WORK INSTRUCTIONS. Look through the lines of the material and count those containing "this". Give that count alone.

EXERCISE MATERIALS.

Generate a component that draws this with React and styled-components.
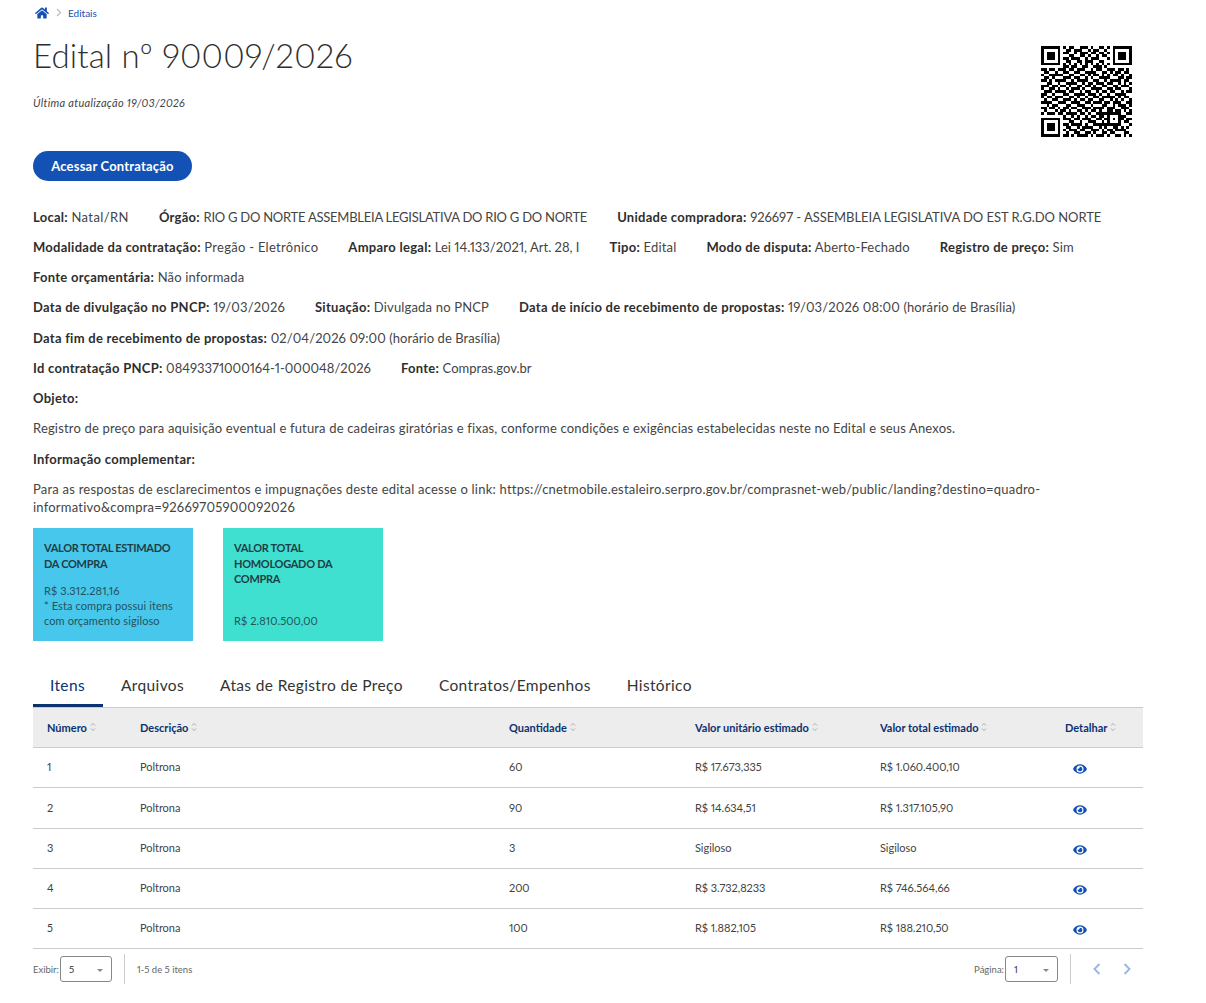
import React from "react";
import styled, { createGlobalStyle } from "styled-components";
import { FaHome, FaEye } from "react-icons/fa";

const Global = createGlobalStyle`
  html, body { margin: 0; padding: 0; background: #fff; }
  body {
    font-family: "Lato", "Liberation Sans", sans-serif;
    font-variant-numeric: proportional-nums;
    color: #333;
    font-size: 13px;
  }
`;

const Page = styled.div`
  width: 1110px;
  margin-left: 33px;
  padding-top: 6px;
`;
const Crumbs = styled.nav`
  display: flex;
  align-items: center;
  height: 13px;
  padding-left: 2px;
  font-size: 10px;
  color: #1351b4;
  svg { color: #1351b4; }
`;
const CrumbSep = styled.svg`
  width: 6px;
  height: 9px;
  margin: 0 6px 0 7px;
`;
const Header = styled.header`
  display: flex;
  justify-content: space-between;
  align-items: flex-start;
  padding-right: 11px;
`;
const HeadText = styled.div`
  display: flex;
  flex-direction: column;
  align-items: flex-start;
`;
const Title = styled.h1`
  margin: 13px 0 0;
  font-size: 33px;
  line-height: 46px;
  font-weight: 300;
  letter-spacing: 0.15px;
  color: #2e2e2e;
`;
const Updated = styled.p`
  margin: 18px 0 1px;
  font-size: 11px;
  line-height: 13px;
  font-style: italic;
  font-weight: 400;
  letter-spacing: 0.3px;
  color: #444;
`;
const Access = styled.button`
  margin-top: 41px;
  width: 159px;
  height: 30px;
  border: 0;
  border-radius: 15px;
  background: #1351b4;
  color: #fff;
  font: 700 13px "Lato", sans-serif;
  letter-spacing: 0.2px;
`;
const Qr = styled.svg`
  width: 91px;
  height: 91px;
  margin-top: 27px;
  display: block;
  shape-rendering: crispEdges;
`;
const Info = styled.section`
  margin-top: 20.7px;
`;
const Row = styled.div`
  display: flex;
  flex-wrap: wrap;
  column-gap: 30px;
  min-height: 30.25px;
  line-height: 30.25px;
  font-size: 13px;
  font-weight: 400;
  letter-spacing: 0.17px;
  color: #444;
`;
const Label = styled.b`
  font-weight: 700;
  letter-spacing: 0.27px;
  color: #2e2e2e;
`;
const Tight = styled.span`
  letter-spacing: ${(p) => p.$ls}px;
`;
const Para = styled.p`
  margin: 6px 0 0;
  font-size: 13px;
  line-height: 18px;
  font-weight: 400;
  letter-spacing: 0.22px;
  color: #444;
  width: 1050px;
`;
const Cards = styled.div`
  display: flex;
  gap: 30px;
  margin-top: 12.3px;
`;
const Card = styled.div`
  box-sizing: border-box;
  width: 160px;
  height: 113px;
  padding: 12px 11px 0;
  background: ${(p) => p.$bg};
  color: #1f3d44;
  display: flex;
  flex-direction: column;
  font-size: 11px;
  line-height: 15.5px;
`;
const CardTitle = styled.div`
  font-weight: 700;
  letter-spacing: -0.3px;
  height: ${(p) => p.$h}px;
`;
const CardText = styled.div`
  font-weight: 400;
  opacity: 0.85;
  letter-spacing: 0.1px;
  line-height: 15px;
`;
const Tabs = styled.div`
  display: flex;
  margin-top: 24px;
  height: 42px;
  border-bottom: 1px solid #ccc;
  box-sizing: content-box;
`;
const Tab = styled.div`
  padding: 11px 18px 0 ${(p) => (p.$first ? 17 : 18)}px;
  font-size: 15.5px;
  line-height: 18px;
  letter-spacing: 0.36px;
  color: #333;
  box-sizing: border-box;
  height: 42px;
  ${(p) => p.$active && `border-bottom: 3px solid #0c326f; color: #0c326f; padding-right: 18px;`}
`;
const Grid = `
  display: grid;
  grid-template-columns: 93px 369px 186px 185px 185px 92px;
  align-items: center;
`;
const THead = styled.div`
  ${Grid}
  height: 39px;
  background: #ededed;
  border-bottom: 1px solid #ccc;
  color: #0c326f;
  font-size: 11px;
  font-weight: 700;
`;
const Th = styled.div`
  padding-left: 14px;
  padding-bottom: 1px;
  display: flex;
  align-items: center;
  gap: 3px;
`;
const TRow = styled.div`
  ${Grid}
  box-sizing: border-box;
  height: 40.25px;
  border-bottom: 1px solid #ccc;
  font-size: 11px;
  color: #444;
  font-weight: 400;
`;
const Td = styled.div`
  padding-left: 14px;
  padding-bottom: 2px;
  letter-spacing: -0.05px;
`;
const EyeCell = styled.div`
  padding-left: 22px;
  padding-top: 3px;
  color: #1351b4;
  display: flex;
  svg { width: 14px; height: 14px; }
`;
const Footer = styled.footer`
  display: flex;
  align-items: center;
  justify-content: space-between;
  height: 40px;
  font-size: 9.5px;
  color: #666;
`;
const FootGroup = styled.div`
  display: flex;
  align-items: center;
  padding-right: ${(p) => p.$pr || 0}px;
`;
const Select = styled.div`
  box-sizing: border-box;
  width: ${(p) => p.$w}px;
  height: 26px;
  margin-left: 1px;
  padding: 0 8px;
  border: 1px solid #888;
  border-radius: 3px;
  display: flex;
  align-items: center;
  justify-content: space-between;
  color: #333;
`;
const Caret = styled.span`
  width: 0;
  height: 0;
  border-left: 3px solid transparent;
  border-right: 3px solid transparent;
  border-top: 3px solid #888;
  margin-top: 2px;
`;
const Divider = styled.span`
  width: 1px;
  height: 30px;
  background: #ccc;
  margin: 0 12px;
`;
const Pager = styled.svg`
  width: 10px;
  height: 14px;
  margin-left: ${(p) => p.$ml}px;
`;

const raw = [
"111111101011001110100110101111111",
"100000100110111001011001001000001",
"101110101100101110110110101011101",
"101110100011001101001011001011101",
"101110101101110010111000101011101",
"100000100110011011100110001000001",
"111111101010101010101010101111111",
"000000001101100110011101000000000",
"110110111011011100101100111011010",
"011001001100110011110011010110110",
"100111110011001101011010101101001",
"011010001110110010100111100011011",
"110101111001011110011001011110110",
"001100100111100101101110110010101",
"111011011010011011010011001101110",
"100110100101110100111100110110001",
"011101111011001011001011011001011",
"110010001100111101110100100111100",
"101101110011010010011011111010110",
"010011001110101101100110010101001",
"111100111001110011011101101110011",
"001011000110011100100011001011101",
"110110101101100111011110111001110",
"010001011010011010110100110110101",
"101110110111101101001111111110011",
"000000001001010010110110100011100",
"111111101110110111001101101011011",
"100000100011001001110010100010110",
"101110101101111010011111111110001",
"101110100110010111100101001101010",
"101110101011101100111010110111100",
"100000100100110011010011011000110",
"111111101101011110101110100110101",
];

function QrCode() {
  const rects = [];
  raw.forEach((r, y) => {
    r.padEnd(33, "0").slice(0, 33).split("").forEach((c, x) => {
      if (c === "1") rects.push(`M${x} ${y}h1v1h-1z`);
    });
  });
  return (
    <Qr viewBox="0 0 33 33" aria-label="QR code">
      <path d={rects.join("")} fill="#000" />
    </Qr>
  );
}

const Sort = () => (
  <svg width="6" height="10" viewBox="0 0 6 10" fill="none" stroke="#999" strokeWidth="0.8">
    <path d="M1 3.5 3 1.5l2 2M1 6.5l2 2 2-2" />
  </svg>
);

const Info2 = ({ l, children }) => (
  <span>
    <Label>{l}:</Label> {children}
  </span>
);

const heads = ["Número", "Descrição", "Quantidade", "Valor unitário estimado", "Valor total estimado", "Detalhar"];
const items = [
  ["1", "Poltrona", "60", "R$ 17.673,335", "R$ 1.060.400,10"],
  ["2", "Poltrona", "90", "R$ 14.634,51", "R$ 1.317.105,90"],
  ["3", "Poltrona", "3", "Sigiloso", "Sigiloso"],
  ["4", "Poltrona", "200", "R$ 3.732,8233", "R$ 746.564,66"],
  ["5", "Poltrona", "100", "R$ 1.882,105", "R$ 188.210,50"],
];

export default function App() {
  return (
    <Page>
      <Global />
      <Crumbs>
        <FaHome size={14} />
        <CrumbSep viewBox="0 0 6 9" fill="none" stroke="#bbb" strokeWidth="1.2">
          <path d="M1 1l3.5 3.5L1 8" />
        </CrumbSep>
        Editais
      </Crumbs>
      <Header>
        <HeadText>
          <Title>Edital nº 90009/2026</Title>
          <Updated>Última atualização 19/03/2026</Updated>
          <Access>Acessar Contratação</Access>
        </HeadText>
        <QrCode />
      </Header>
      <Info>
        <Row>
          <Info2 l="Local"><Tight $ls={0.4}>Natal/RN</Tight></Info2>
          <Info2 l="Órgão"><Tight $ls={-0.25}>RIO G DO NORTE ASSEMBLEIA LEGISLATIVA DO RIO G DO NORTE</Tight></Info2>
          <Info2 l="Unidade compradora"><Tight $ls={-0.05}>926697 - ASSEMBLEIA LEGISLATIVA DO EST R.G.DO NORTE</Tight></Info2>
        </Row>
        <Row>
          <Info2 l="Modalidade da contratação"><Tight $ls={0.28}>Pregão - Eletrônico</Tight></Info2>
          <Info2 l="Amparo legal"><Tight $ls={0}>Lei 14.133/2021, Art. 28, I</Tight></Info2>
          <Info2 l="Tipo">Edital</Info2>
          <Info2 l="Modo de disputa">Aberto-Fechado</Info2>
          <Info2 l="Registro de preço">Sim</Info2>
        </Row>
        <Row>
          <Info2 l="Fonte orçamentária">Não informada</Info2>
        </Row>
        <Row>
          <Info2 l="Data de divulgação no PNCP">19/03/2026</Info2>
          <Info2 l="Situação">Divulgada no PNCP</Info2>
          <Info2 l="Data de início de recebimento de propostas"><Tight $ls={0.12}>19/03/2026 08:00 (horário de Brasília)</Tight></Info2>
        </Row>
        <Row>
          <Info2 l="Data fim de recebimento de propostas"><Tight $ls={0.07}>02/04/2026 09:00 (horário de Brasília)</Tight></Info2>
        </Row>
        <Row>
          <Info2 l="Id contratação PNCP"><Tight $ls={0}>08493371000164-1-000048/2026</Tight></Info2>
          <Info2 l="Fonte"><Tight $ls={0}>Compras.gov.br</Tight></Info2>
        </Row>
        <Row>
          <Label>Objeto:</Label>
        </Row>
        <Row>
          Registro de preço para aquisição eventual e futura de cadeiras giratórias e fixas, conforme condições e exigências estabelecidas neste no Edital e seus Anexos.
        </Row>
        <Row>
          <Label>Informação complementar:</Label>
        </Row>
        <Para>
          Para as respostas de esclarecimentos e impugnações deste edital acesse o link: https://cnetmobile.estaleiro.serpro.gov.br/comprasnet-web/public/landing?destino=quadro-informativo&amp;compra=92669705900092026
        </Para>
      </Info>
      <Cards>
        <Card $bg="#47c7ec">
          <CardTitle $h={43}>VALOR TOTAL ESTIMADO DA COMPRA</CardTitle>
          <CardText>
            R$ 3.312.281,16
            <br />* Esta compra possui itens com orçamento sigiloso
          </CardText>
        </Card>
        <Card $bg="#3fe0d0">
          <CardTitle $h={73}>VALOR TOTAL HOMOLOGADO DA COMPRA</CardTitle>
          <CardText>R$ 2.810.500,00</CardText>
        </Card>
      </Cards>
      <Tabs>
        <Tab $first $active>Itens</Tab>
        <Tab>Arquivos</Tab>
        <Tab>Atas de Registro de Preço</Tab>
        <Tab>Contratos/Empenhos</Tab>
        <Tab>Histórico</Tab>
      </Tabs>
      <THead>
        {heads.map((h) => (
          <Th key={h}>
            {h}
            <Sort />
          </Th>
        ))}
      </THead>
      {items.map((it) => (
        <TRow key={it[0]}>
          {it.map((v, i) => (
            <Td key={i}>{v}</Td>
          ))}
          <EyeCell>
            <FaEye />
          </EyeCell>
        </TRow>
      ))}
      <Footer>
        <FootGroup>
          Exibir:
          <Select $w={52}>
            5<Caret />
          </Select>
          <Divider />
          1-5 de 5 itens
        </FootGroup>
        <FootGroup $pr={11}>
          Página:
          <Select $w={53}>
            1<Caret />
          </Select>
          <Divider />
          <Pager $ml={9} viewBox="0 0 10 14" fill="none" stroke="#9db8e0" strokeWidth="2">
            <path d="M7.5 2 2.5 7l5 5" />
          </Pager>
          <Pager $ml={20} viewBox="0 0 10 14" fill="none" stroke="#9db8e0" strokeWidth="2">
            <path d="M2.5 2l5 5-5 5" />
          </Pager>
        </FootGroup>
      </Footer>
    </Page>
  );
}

--

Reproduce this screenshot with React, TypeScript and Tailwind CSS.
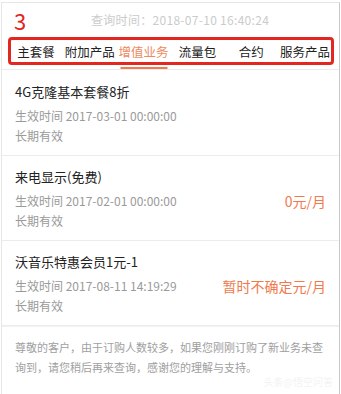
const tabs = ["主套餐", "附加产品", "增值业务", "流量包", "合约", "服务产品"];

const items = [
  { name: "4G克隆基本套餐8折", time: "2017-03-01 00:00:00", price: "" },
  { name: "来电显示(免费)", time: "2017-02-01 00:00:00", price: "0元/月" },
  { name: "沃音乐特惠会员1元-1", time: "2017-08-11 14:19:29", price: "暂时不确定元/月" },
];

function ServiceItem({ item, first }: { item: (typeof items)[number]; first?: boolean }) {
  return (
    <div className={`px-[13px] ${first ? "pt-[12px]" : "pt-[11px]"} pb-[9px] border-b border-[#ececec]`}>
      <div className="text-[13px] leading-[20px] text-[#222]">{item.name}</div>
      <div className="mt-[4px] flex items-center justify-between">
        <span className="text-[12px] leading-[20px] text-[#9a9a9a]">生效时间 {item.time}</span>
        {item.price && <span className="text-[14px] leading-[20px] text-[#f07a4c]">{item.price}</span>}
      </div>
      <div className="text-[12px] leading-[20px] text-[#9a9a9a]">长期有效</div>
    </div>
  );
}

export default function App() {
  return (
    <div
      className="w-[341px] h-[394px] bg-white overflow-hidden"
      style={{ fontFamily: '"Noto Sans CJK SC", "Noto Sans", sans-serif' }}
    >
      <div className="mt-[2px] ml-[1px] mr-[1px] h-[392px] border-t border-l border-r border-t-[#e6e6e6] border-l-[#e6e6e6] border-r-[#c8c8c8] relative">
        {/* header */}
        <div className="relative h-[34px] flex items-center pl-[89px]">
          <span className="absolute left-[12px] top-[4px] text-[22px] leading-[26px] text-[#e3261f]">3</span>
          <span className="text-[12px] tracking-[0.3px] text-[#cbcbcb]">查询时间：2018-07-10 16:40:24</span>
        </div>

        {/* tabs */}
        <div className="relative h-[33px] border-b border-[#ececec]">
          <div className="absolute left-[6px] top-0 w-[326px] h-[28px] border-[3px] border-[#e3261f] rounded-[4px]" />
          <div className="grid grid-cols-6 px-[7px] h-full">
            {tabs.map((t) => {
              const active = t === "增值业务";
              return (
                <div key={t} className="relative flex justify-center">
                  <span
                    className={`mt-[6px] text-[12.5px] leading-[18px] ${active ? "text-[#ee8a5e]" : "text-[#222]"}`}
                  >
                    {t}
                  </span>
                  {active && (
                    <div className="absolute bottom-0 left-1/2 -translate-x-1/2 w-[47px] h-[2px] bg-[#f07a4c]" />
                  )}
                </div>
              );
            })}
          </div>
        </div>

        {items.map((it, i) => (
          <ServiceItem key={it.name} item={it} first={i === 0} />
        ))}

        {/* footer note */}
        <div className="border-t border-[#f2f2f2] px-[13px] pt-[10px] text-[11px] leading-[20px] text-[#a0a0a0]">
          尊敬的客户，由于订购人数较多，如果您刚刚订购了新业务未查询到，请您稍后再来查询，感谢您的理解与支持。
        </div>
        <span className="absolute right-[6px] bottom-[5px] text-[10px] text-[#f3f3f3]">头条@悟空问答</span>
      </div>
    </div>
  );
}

OUTPUT. 2